In chapter 4 (“The Repeated Sign”) of the book, Pickstock seamlessly transitions, with no apparent difficulty, from a discussion of ontology to a discussion of history, or what I call historiology.
In fact, on the basis of this chapter, we can say that, for Christian Neoplatonism, unlike many or most other philosophical approaches (inimical to history), the logos of history is no more problematic than the logos of entities in the world, or ontology. Why is this?
It has to do with the Forms, which Pickstock also describes as (closely related to) the “imagined double” of any given thing, including the universe or world as a whole. If any given apple is, at the same time, not-another-apple and also not-a-tomato (entities which are wholly imagined or remembered), its intelligibility hinges on this imagined double, and this kind of reasoning is no less applicable to the world as a whole.

And since the world, or nature, is a meta-indexical whole (that is, it does not point to some other item in the world; it is “beyond indicating”), the question emerges: does its meaning reside in or rely on some higher, or other, reality? That is, if the world is beautiful, then it must rely on some notion or idea or reality of beauty which is not itself contained in or constrained by the world. So, either it is not beautiful, or its beauty depends on some higher reality (in which case its meaning does rely on a “higher” reality).

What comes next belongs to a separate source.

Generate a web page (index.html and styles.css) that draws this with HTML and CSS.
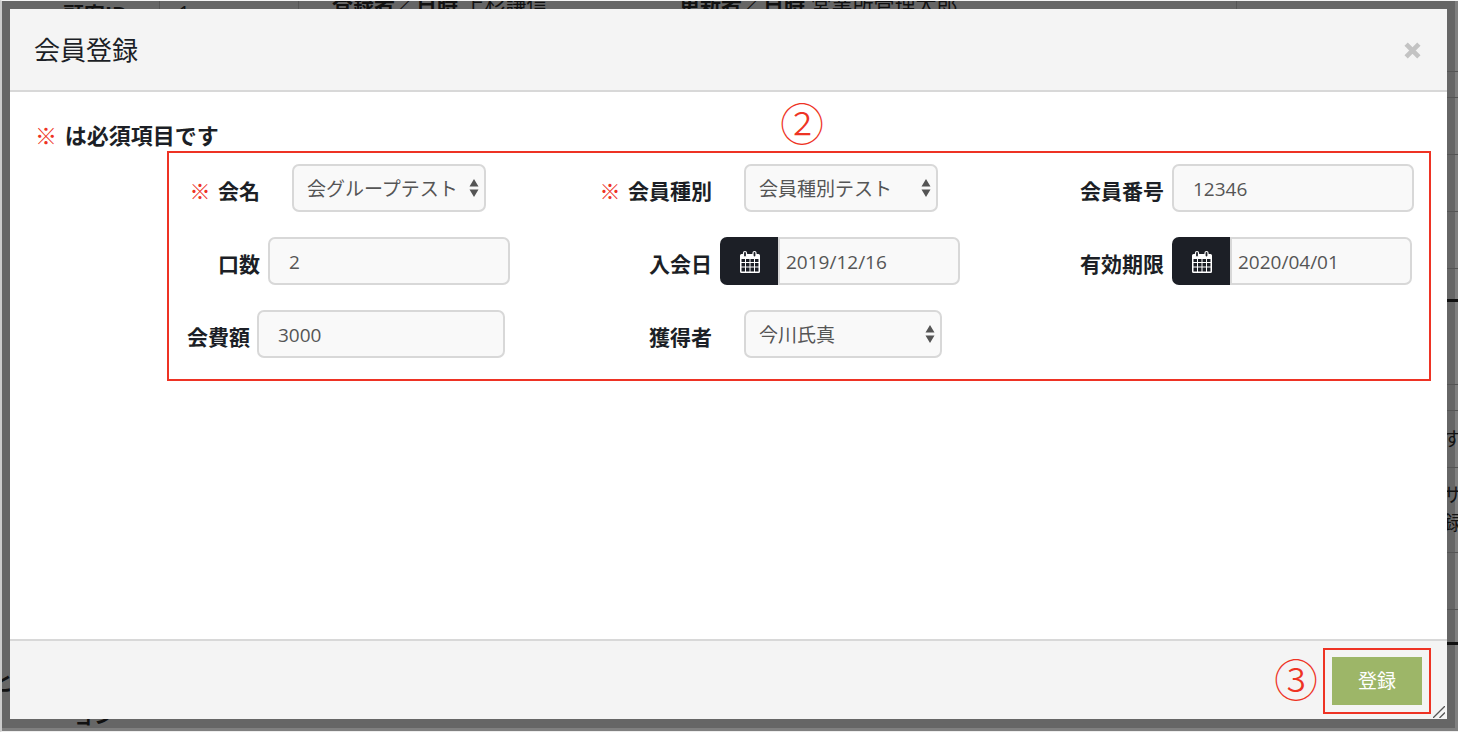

But what Pickstock implies–and here is the point–is that the apple and the world are no different than, say, the history of the French Revolution. Just as the apple is intelligible only because of the alternative apple or the non-apple, so also the set of “real” space-time, physical events which led to the overthrow of the Ancien Régime in France near the end of the eighteenth century are only intelligible on the basis of an imagined history, that is, an imagined narrative.
(The same applies to the history of the individual self, as Kierkegaard suggests in Repetition by appeal to the “shadow-existences” which one plays in the theater of one’s own self-imaginings. See Repetition 154–5.)
As for the apple, so also for the French Revolution (or any other historical development). This is the case for Christian neoplatonism, but not for modern, secular, alternative philosophical approaches. Christian Neoplatonism confidently embraces a philosophy of history, but other approaches (from Aristotelianism to Kantianism) cannot.
Hence, history is no longer off limits to the philosophical quest for truth.
Hence, we can once again remain open to history, willing to consider attentively whatever it has to say to us.
When we do that, we are confronted by certain parameter-shifting considerations, having to do with creation, fall, incarnation, resurrection, and new creation (or apokatastasis, the redemption of all things).
And now we are doing theology (founded, as it is, on a particular history). It is theology that is here informing our philosophic quest.
Philosophy, then, is here dependent upon theology. Why? Because of the difference that history makes.